Vivato’s smart antenna

Glenn Fleischman interviews Mr. Omninet Phil Belanger for Wi-Fi News: Vivato Unleashed and mines some interesting details about how the Vivato system works. It’s clearly a generation ahead of the other “smart antenna” systems in the works, and stands out for its combination of technology and channel marketing sense. If I were working for a company that thinks it has a smart antenna in the works, I’d be worried, but I’m not, so I’m amused at the prospect of coming trainwrecks. It’s about time Belanger had some success, BTW — he’s been slogging away at LANs since he was at Corvus in the early 80s.

The Internet is not a potato, it’s a napkin

David Weinberger has been thinking about the Internet, and the webheads and greedheads. He’s especially fascinated by a 20-year-old paper on network design:

I’ve been thinking about the end of the Internet. No, not its collapse, but as in the”End-to-End” (E2E) argument, put definitively by David P. Reed, J.H. Saltzer, and D.D. Clark in their seminal article, End-to-End Arguments in System Design. The concept is simple: whenever possible, services should not be built into a network but should be allowed to arise at the network’s ends.

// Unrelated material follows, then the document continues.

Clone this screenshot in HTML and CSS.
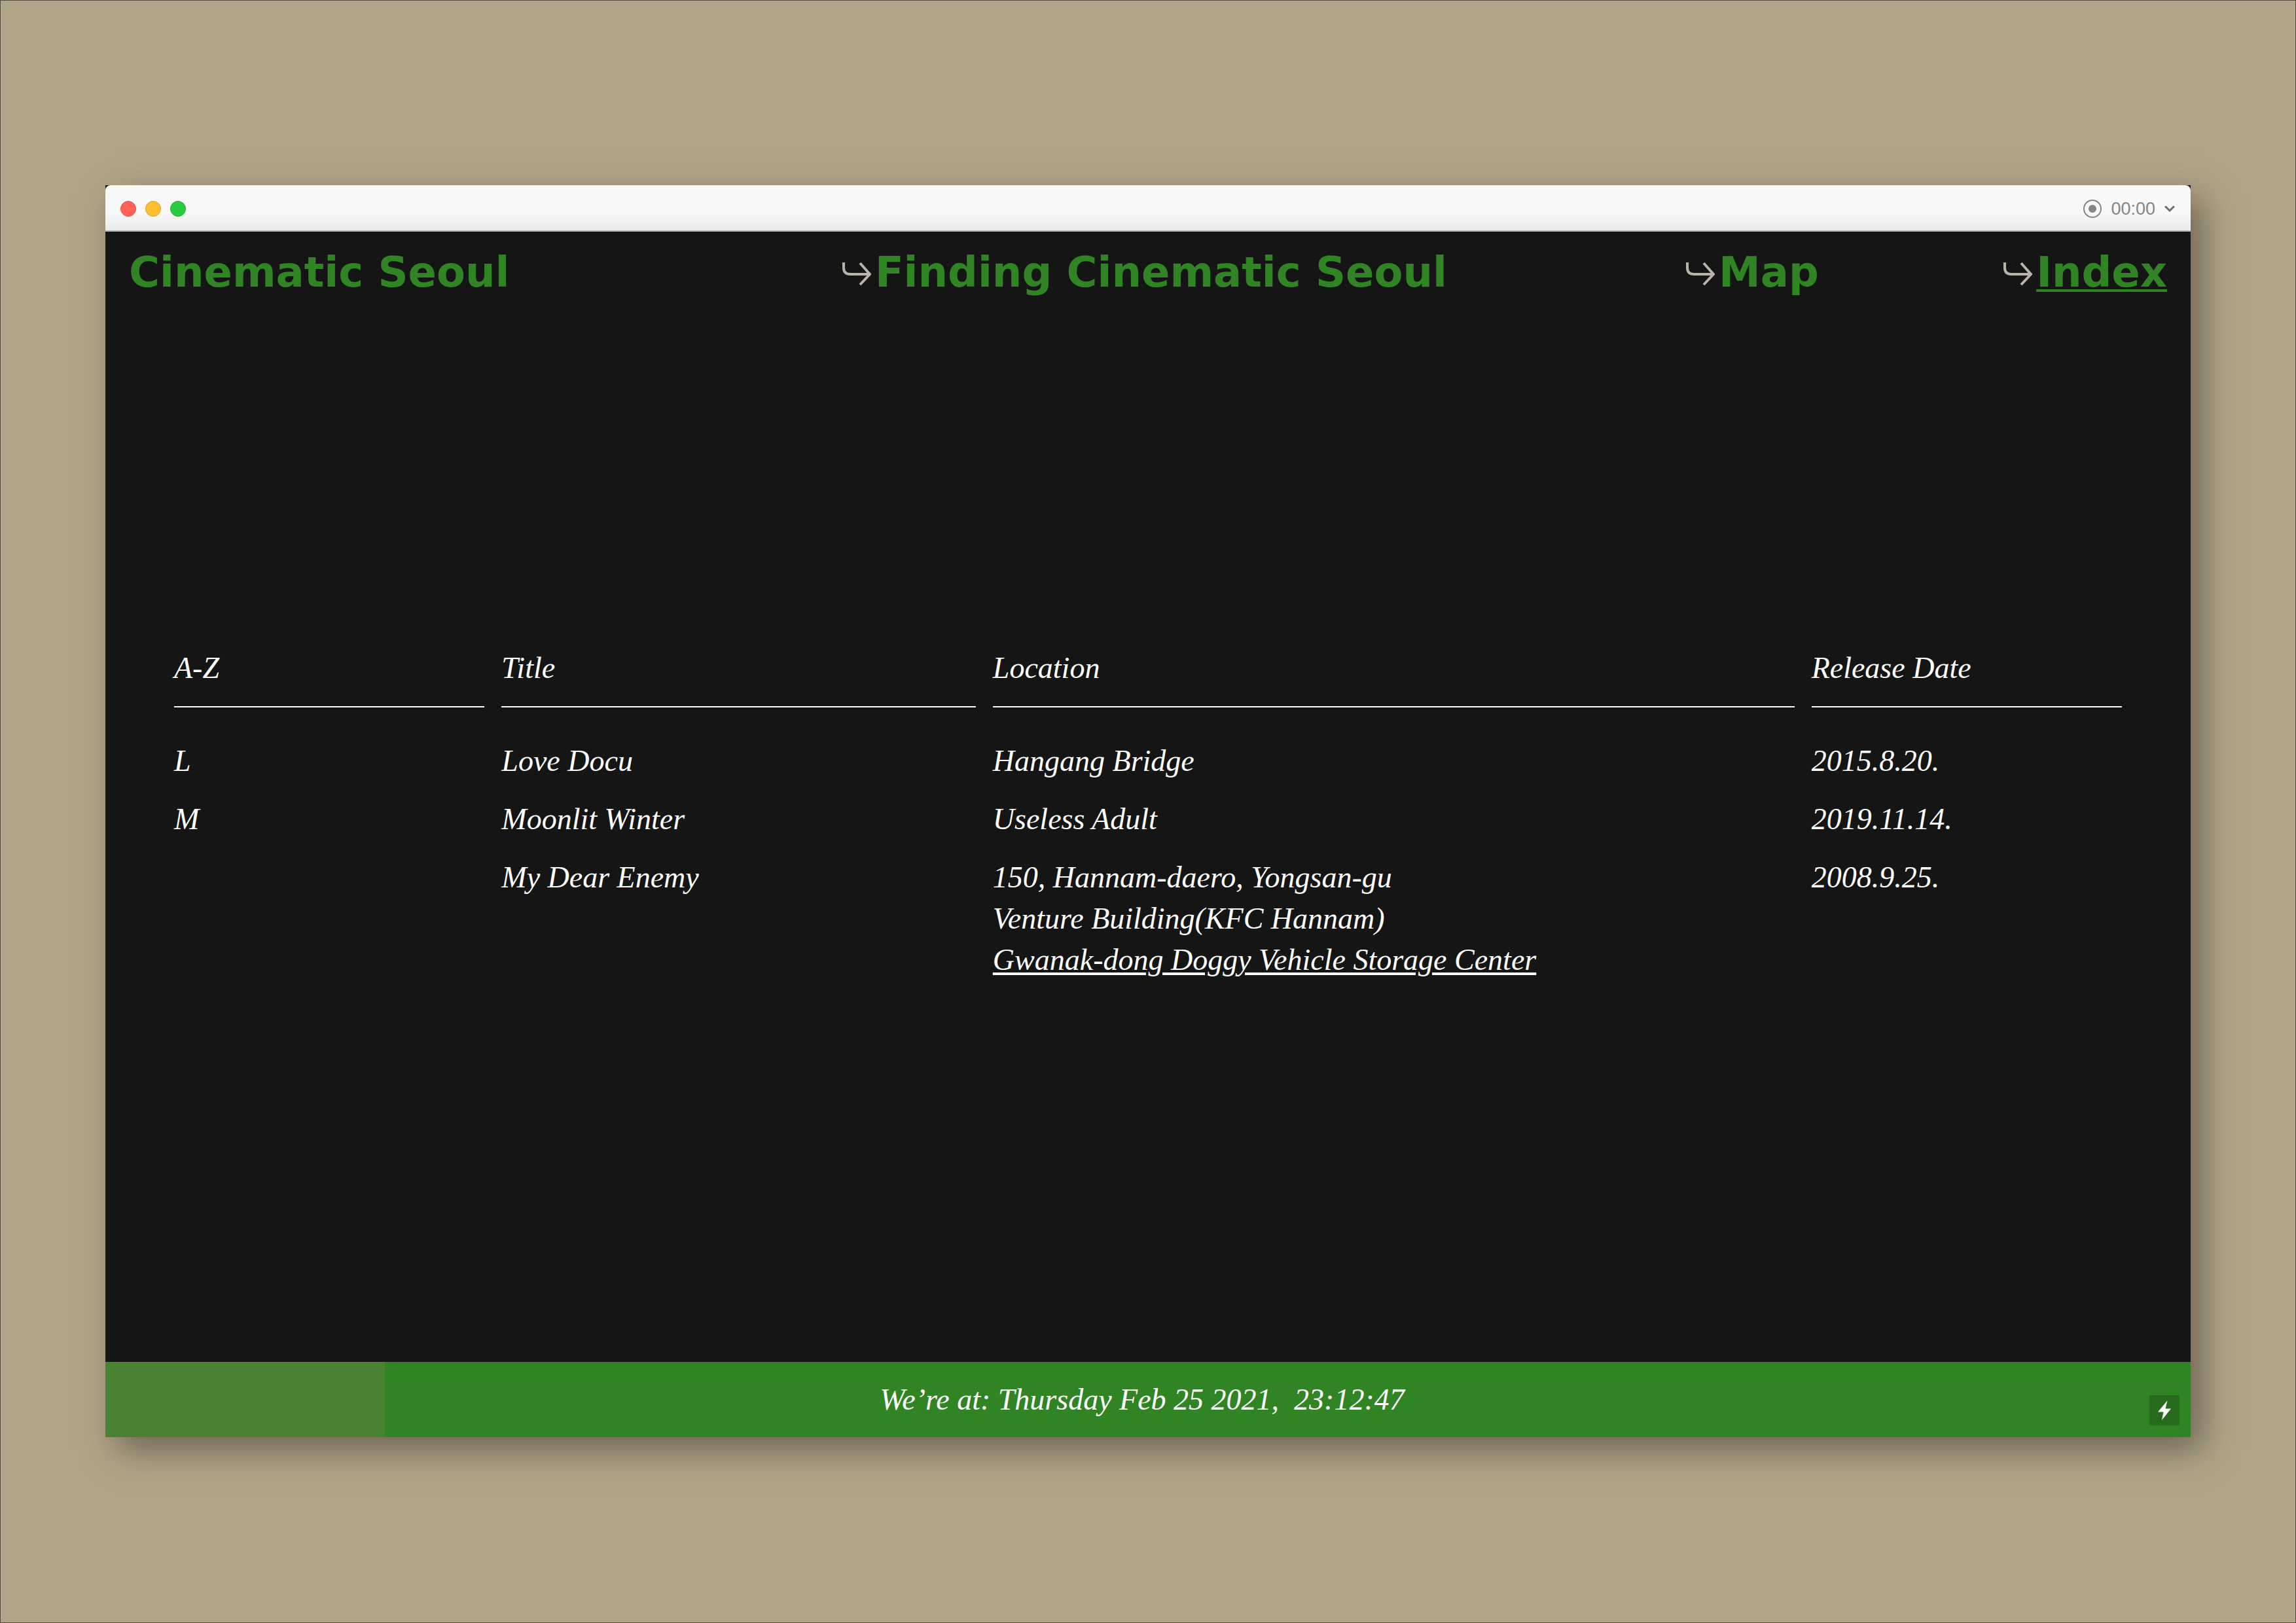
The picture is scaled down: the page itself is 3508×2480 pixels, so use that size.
FILE: index.html
```html
<!DOCTYPE html>
<html lang="en">
<head>
<meta charset="utf-8">
<title>Cinematic Seoul – Index</title>
<link rel="stylesheet" href="styles.css">
</head>
<body>
<div class="window">
  <div class="titlebar">
    <div class="lights">
      <span class="light light-close"></span>
      <span class="light light-minimize"></span>
      <span class="light light-zoom"></span>
    </div>
    <div class="recorder">
      <svg class="record-icon" viewBox="0 0 28 28" aria-hidden="true"><circle cx="14" cy="14" r="13" fill="none" stroke="#858585" stroke-width="2"/><circle cx="14" cy="14" r="6" fill="#858585"/></svg>
      <span class="time">00:00</span>
      <svg class="chevron" viewBox="0 0 16 10" aria-hidden="true"><path d="M2 2l6 6 6-6" fill="none" stroke="#6b6b6b" stroke-width="3" stroke-linecap="round" stroke-linejoin="round"/></svg>
    </div>
  </div>
  <div class="page">
    <nav class="nav">
      <a class="nav-link brand" href="#home">Cinematic Seoul</a>
      <div class="nav-item">
        <svg class="arrow" viewBox="0 0 44 38" aria-hidden="true"><path d="M2 2v8q0 10 10 10h29M27 3l15 17-15 16"/></svg>
        <a class="nav-link" href="#finding">Finding Cinematic Seoul</a>
      </div>
      <div class="nav-item">
        <svg class="arrow" viewBox="0 0 44 38" aria-hidden="true"><path d="M2 2v8q0 10 10 10h29M27 3l15 17-15 16"/></svg>
        <a class="nav-link" href="#map">Map</a>
      </div>
      <div class="nav-item">
        <svg class="arrow" viewBox="0 0 44 38" aria-hidden="true"><path d="M2 2v8q0 10 10 10h29M27 3l15 17-15 16"/></svg>
        <a class="nav-link current" href="#index" aria-current="page">Index</a>
      </div>
    </nav>
    <main class="main">
      <table class="films">
        <thead>
          <tr class="row head">
            <th class="letter" scope="col">A-Z</th>
            <th class="title" scope="col">Title</th>
            <th class="location" scope="col">Location</th>
            <th class="date" scope="col">Release Date</th>
          </tr>
        </thead>
        <tbody>
          <tr class="row">
            <td class="letter">L</td>
            <td class="title">Love Docu</td>
            <td class="location">Hangang Bridge</td>
            <td class="date">2015.8.20.</td>
          </tr>
          <tr class="row">
            <td class="letter">M</td>
            <td class="title">Moonlit Winter</td>
            <td class="location">Useless Adult</td>
            <td class="date">2019.11.14.</td>
          </tr>
          <tr class="row">
            <td class="letter"></td>
            <td class="title">My Dear Enemy</td>
            <td class="location">150, Hannam-daero, Yongsan-gu<br>Venture Building(KFC Hannam)<br><a class="place" href="#gwanak">Gwanak-dong Doggy Vehicle Storage Center</a></td>
            <td class="date">2008.9.25.</td>
          </tr>
        </tbody>
      </table>
    </main>
    <footer class="footer">
      <div class="progress"></div>
      <p class="clock">We’re at: Thursday Feb 25 2021,&nbsp; 23:12:47</p>
      <button class="flash" type="button" aria-label="Toggle flash"><svg class="bolt" viewBox="0 0 20 30" aria-hidden="true"><path d="M14.500 0L0 17.500h8.500L6 30 20 12.500h-8.500z" fill="#fff"/></svg></button>
    </footer>
  </div>
</div>
</body>
</html>
```

FILE: styles.css
```css
* {
  box-sizing: border-box;
}

body {
  margin: 0;
  min-height: 100vh;
  padding: 282px 160px 283px;
  display: flex;
  background: #b0a588;
  border: 1px solid #514b40;
}

.window {
  flex: 1;
  display: flex;
  flex-direction: column;
  background: #151515;
  box-shadow: 18px 20px 48px rgba(70, 60, 52, 0.6);
}

.titlebar {
  height: 71px;
  padding: 2px 24px 0 23px;
  display: flex;
  align-items: center;
  justify-content: space-between;
  background: linear-gradient(#f8f8f8 60%, #ebebeb);
  border-bottom: 2px solid #b5b4aa;
  border-radius: 8px 8px 0 0;
}

.lights {
  display: flex;
  gap: 14px;
}

.light {
  width: 24px;
  height: 24px;
  border-radius: 50%;
}

.light-close {
  background: #ff6058;
  border: 1px solid #e2504a;
}

.light-minimize {
  background: #ffbf2f;
  border: 1px solid #dfa023;
}

.light-zoom {
  background: #29cc41;
  border: 1px solid #1bac2c;
}

.recorder {
  display: flex;
  align-items: center;
  gap: 14px;
  color: #858585;
  font: 27px/30px "Liberation Sans", Arial, sans-serif;
}

.record-icon {
  width: 28px;
  height: 28px;
}

.chevron {
  width: 16px;
  height: 10px;
}

.page {
  flex: 1;
  display: flex;
  flex-direction: column;
  color: #fff;
  font: italic 46px/63px "Liberation Serif", "Times New Roman", serif;
}

.nav {
  padding: 30px 36px 34px;
  display: grid;
  grid-template-columns: 35% 41.4% 1fr auto;
  font: bold 64px/64px "DejaVu Sans", Verdana, sans-serif;
}

.nav-item {
  display: flex;
  align-items: center;
  gap: 6px;
}

.arrow {
  width: 44px;
  height: 38px;
  margin-top: 4px;
  fill: none;
  stroke: #b8b4a8;
  stroke-width: 4;
}

.nav-link {
  color: #308424;
  text-decoration: none;
}

.current {
  text-decoration: underline;
  text-decoration-thickness: 4px;
  text-decoration-skip-ink: none;
  text-underline-offset: 4px;
}

.main {
  flex: 1;
  padding: 507px 105px 0;
}

.films,
.films thead,
.films tbody {
  display: block;
}

.films tbody {
  padding-top: 50px;
}

.row {
  display: grid;
  grid-template-columns: repeat(12, 1fr);
  column-gap: 26px;
  margin-bottom: 26px;
}

.head {
  margin-bottom: 0;
}

th,
td {
  padding: 0;
  text-align: left;
  font-weight: normal;
}

th {
  padding-bottom: 27px;
  border-bottom: 2px solid #fff;
}

.letter,
.date {
  grid-column: span 2;
}

.title {
  grid-column: span 3;
}

.location {
  grid-column: span 5;
}

.place {
  color: inherit;
  text-decoration: underline;
  text-decoration-thickness: 4px;
  text-underline-offset: 4px;
}

.footer {
  position: relative;
  height: 115px;
  padding-right: 18px;
  display: flex;
  align-items: center;
  justify-content: center;
  background: #308424;
}

.progress {
  position: absolute;
  inset: 0 auto 0 0;
  width: 13.4%;
  background: #488232;
}

.clock {
  margin: 0;
}

.flash {
  position: absolute;
  right: 17px;
  bottom: 18px;
  width: 46px;
  height: 46px;
  padding: 0;
  display: flex;
  align-items: center;
  justify-content: center;
  background: #296b1e;
  border: 0;
}

.bolt {
  width: 20px;
  height: 30px;
}
```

Let me prick this bubble, if I may: the Internet was not designed correctly. This is especially true from the standpoint of real-time services, such as streaming audio and video. The fundamental problem is that the end-to-end model only works when timed delivery is not important, because it’s not able to manage the system-to-system, network-to-network, and router-to-router links that have to be managed for bandwidth to be reserved and used efficiently by real-time services. The Internet runs on telephony-based services such as ATM and SONET that provide for real-time delivery, quality of service selection, and bandwidth sensitive billing, but the Internet protocols, especially IPv4, mask access to the controls that run these links and make real-time at best a matter of faith and prayer and massively over-built datalinks.

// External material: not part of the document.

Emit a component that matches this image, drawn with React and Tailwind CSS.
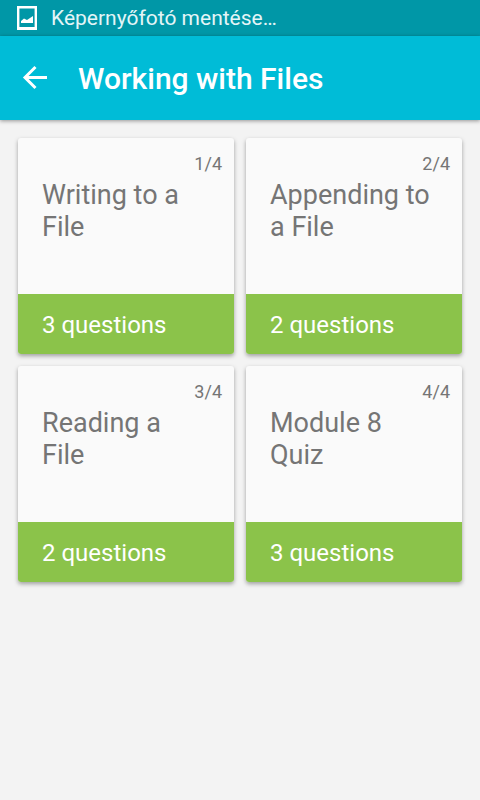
const lessons = [
  { title: 'Writing to a File', questions: 3 },
  { title: 'Appending to a File', questions: 2 },
  { title: 'Reading a File', questions: 2 },
  { title: 'Module 8 Quiz', questions: 3 },
];

function StatusBar() {
  return (
    <div className="flex h-9 items-center gap-[13px] bg-[#0097a7] px-4 text-white">
      <svg width="22" height="24" viewBox="0 0 22 24" fill="currentColor" aria-hidden="true">
        <path fillRule="evenodd" d="M1 0h20v24H1zM3.400 2.400v18.600h15.200V2.400z" />
        <path d="M5 17v-2l3-2.500 3 1.500 3-2 3-2V17z" />
      </svg>
      <span className="text-[21px] leading-6 text-[#e3f5f7]">Képernyőfotó mentése…</span>
    </div>
  );
}

function AppBar({ title }) {
  return (
    <header className="relative flex h-21 items-center gap-7 bg-[#00bcd7] px-5 text-white shadow-[0_1px_4px_rgba(0,0,0,0.4)]">
      <button type="button" aria-label="Back">
        <svg width="30" height="30" viewBox="0 0 30 30" fill="none" stroke="currentColor" strokeWidth="3">
          <path d="M27 14.500H6M15.500 4L5 14.500l10.500 10.500" />
        </svg>
      </button>
      <h1 className="pt-0.5 text-3xl font-medium">{title}</h1>
    </header>
  );
}

function LessonCard({ lesson, position, total }) {
  return (
    <button
      type="button"
      className="flex h-54 flex-col overflow-hidden rounded-[3px] bg-[#fafafa] text-left shadow-[0_2px_4px_rgba(0,0,0,0.35)]"
    >
      <span className="w-full px-3 pt-3.5 text-right text-lg leading-6 text-[#757575]">
        {position}/{total}
      </span>
      <span className="w-full flex-1 pt-[3px] pr-7 pl-6 text-[27px] leading-8 text-[#757575]">
        {lesson.title}
      </span>
      <span className="flex h-15 w-full items-center bg-[#8bc34a] px-6 pt-0.5 text-2xl text-white">
        {lesson.questions} questions
      </span>
    </button>
  );
}

export default function App() {
  return (
    <div className="min-h-screen bg-[#f3f3f3] font-[Roboto,sans-serif]">
      <StatusBar />
      <AppBar title="Working with Files" />
      <main className="grid grid-cols-2 gap-3 p-[18px]">
        {lessons.map((lesson, i) => (
          <LessonCard
            key={lesson.title}
            lesson={lesson}
            position={i + 1}
            total={lessons.length}
          />
        ))}
      </main>
    </div>
  );
}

If the connection-oriented, end-to-end services provided by TCP had been implemented at the network layer instead of at the transport layer, the Internet would be poised to gracefully carry the next generation of services. But it wasn’t, so it’s not, and IPv6 doesn’t fully remedy the deficiencies. Don’t hold up any engineering exercise done twenty-five and thirty years ago as state-of-the-art, and don’t try and build a model of human morality on it – it’s a losing proposition.

Sun’s drive to stay relevant

EE Times – Sun employs startup’s technology in server blade processors

SAN FRANCISCO — Sun Microsystems Inc. hopes to leapfrog competitors such as IBM and Intel in the emerging area of server blades by launching multicore microprocessors that can handle as many as 32 separate threads. The technology will form the basis of new Sparc processors that will be discussed when Sun discloses its processor road map late this month.

These would be the first multi-core, multi-thread CPUs in the business, if Sun can pull it off. It’s not clear how register-sharing is going to work, and if it’s actually manufacturable, but it sure sounds neat.

via Hack the Planet.

Interesting tid bit

CommsDesign – IEEE 802.16 spec could disrupt wireless landscape

COLORADO SPRINGS, Colo. — The IEEE Standards Authority on Wednesday (Jan. 29) approved the 802.16a specification for wireless metropolitan-area networks (MANs) in the 2- to 11-GHz range, giving a seal of approval to technology that one executive said could enable a disruptive change in communications.

Sounds intriguing – as in: WiFi has some competition for its more inappropriate applications.